How diverse is your leadership?
Do you support LGBTQIA+ employees year-round?
Are you investing in the community beyond June?
The bar has moved. Visibility without substance now attracts scrutiny.
The Age Of Rainbow-Washing May Be Catching Up
Remember how common Pride campaigns once felt?
Many were well-intentioned.
Some were powerful.
Others, however, treated Pride as another marketing occasion sandwiched between Mother's Day and Independence Day. Consumers noticed and over time, a certain skepticism emerged. Perhaps that's why we're seeing fewer rainbow logos.
Not necessarily because brands care less. But because symbolic participation alone no longer feels sufficient.
The internet has become remarkably good at asking: "And what else?"
India Presents a Different Challenge
In India, Pride marketing was never as widespread as it was in some Western markets. Yet some memorable campaigns did emerge.
Brands like Tinder, Fastrack, Vicks and The Body Shop have previously created work that attempted to move beyond rainbow symbolism and into storytelling.
The strongest Pride campaigns weren't memorable because they featured rainbow colours. They were memorable because they featured people.
Stories.
Experiences.
Human realities.
Perhaps that's the lesson many brands are still figuring out.
Ping’s POV
Maybe the disappearance of rainbow logos isn't the most important story. Maybe the more important story is that consumers have become harder to impress. There was a time when participation alone earned credit.

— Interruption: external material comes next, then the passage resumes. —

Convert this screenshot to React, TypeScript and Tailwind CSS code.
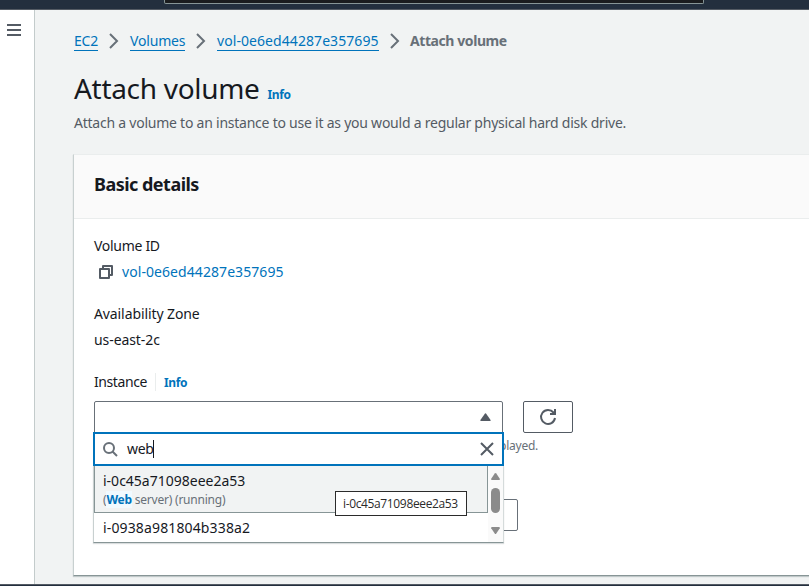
import type { ReactNode } from "react";

function Chevron() {
  return (
    <svg width="10" height="16" viewBox="0 0 10 16" fill="none" stroke="#687078" strokeWidth="2" className="shrink-0">
      <path d="M1 1l7 7-7 7" />
    </svg>
  );
}

function Crumb({ children, className }: { children: ReactNode; className: string }) {
  return (
    <a className={`block h-[21px] shrink-0 whitespace-nowrap border-b border-[#0073bb] text-[#0073bb] ${className}`}>
      {children}
    </a>
  );
}

function CopyIcon() {
  return (
    <svg width="14" height="14" viewBox="0 0 14 14" fill="none" stroke="#545b64" strokeWidth="2" strokeLinejoin="round" className="shrink-0">
      <path d="M4 3V1h9v9h-2" />
      <path d="M1 4h9v9H1z" />
    </svg>
  );
}

function Dropdown() {
  return (
    <div className="absolute left-[-1px] top-[31px] z-10 w-[411px]">
      <div className="flex h-[34px] items-center border-2 border-[#0073bb] bg-white pl-2 pr-2">
        <svg width="15" height="15" viewBox="0 0 15 15" fill="none" stroke="#687078" strokeWidth="2">
          <circle cx="6" cy="6" r="5" />
          <path d="M9.5 9.5l4.5 4.5" />
        </svg>
        <span className="ml-[9px] w-[26px] text-[14px] leading-[22px] tracking-[-0.3px]">web</span>
        <span className="h-[18px] w-px bg-[#16191f]" />
        <svg width="14" height="14" viewBox="0 0 14 14" fill="none" stroke="#545b64" strokeWidth="2" className="ml-auto">
          <path d="M1 1l12 12M13 1L1 13" />
        </svg>
      </div>
      <div className="flex h-[77px] border-b border-l border-r border-b-[#879596] border-l-[#c8d0d0] border-r-[#d5dbdb] bg-white shadow-[0_1px_1px_rgba(0,28,36,0.15)]">
        <div className="w-[394px]">
          <div className="h-[47px] border-b border-l border-r border-[#879596] bg-[#f1f3f3] pl-2 pt-[4px]">
            <div className="text-[14px] leading-[22px]">i-0c45a71098eee2a53</div>
            <div className="text-[12px] leading-4 tracking-[-0.22px] text-[#687078]">
              (<b className="bg-[#f1faff] text-[#0073bb]">Web</b> server) (running)
            </div>
          </div>
          <div className="pl-[9px] pt-1 text-[14px] leading-[22px] tracking-[0.14px]">i-0938a981804b338a2</div>
        </div>
        <div className="flex flex-1 flex-col items-center bg-[#fafafa] pt-[7px]">
          <svg width="9" height="7" viewBox="0 0 9 7" fill="#8b8b8b"><path d="M3.7.6Q4.5-.4 5.3.6L8.8 5.8Q9 7 8 7H1Q0 7 .2 5.8z" /></svg>
          <div className="mt-2 h-[25px] w-[9px] rounded-full bg-[#8b8b8b]" />
          <svg width="9" height="7" viewBox="0 0 9 7" fill="#8b8b8b" className="mt-[14px]"><path d="M3.7 6.4Q4.5 7.4 5.3 6.4L8.8 1.2Q9 0 8 0H1Q0 0 .2 1.2z" /></svg>
        </div>
      </div>
      <div className="absolute left-[242px] top-[59px] flex h-[25px] w-[132px] items-center border border-[#2b2b2b] bg-white pl-[7px] font-['Open_Sans','Noto_Sans',sans-serif] text-[12px] tracking-[-0.36px] text-[#2b2b2b]">
        i-0c45a71098eee2a53
      </div>
    </div>
  );
}

export default function App() {
  return (
    <div className="flex h-[586px] w-[809px] flex-col overflow-hidden bg-[#f1f3f3] font-['Noto_Sans',sans-serif] text-[14px] leading-[22px] text-[#16191f]">
      <header className="h-[10px] shrink-0 border-b border-[#545b64] bg-[#232f3e]">
        <div className="ml-[164px] h-1 w-[540px] rounded-b-[2px] border border-t-0 border-[#879596] bg-[#1a1c1e]" />
      </header>
      <div className="flex min-h-0 flex-1">
        <aside className="w-[35px] shrink-0 border-r border-[#c3cbcb] bg-white pl-[7px] pt-[14px]">
          <div className="flex w-[14px] flex-col gap-[3px]">
            <i className="h-[2px] bg-[#545b64]" />
            <i className="h-[2px] bg-[#545b64]" />
            <i className="h-[2px] bg-[#545b64]" />
          </div>
        </aside>
        <main className="flex min-w-0 flex-1 flex-col overflow-hidden pl-[38px] pt-5">
          <nav className="ml-px flex h-[22px] items-start">
            <Crumb className="w-6 tracking-[-0.2px]">EC2</Crumb>
            <span className="ml-[11px] mt-[3px] flex w-[21px]"><Chevron /></span>
            <Crumb className="w-[55px] tracking-[-0.18px]">Volumes</Crumb>
            <span className="ml-[11px] mt-[3px] flex w-[21px]"><Chevron /></span>
            <Crumb className="w-[162px] tracking-[0.07px]">vol-0e6ed44287e357695</Crumb>
            <span className="ml-[11px] mt-[3px] flex w-[21px]"><Chevron /></span>
            <b className="-ml-px whitespace-nowrap tracking-[-0.42px] text-[#687078]">Attach volume</b>
          </nav>
          <div className="ml-px mt-[18px] flex h-9 items-baseline whitespace-nowrap">
            <h1 className="w-[193.5px] text-[28px] leading-9 tracking-[-0.3px]">Attach volume</h1>
            <a className="text-[12px] font-bold tracking-[-0.35px] text-[#0073bb]">Info</a>
          </div>
          <p className="ml-px mt-[6px] whitespace-nowrap tracking-[-0.236px] text-[#545b64]">
            Attach a volume to an instance to use it as you would a regular physical hard disk drive.
          </p>
          <section className="mt-5 h-[422px] w-[760px] shrink-0 border border-b-[#879596] border-l-[#c8d0d0] border-t-[#eaeded] bg-white shadow-[0_1px_1px_rgba(0,28,36,0.2)]">
            <h2 className="h-16 border-b border-[#eaeded] bg-[#fafafa] pl-5 pt-[18px] text-[18px] font-bold tracking-[-0.52px]">Basic details</h2>
            <div className="pl-5 pt-4">
              <div className="tracking-[-0.3px]">Volume ID</div>
              <div className="mt-1 flex items-center tracking-[0.07px] text-[#0073bb]">
                <span className="ml-[5px] w-[23px]"><CopyIcon /></span>
                vol-0e6ed44287e357695
              </div>
              <div className="mt-5 tracking-[-0.1px]">Availability Zone</div>
              <div className="mt-1 tracking-[-0.08px]">us-east-2c</div>
              <div className="mt-5 flex items-center">
                <span className="w-[61px] tracking-[-0.42px]">Instance</span>
                <span className="h-[18px] border-l border-[#eaeded] pl-2 text-[12px] font-bold leading-5 tracking-[-0.35px] text-[#0073bb]">Info</span>
              </div>
              <div className="mt-2 flex gap-5">
                <div className="relative h-8 w-[409px] rounded-t-[2px] border border-[#687078]">
                  <svg width="11" height="8" viewBox="0 0 11 8" fill="#545b64" className="ml-[385px] mt-[11px]"><path d="M5 .6Q5.5 0 6 .6L10.6 7Q11 8 10 8H1Q0 8 .4 7z" /></svg>
                  <div className="absolute left-[-1px] top-[-1px]"><Dropdown /></div>
                </div>
                <button className="flex h-8 w-[50px] items-center justify-center rounded-[2px] border border-[#545b64]">
                  <svg width="18" height="18" viewBox="0 0 18 18" fill="none" stroke="#545b64" strokeWidth="2">
                    <path d="M16 10A7 7 0 1 1 14.5 4.5L16 6M16 1v5h-5" />
                  </svg>
                </button>
              </div>
              <p className="mt-1 w-[444px] whitespace-nowrap text-right text-[12px] leading-[18px] tracking-[-0.25px] text-[#687078]">Only instances in the same Availability Zone are displayed.</p>
              <div className="mt-[44px] h-8 w-[424px] rounded-[2px] border border-[#687078]" />
            </div>
          </section>
        </main>
      </div>
      <footer className="h-[2px] shrink-0 border-t border-[#545b64] bg-[#232f3e]" />
    </div>
  );
}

Today, audiences increasingly expect proof.
Not just visibility.
Not just statements.
Not just temporary profile-picture updates.
Actual commitment.
Which leads to a slightly uncomfortable thought: Perhaps Pride hasn't become less relevant to brands. Perhaps brands have discovered that showing up for Pride now requires more than showing up.
And that is a much harder brief than changing a logo for 30 days.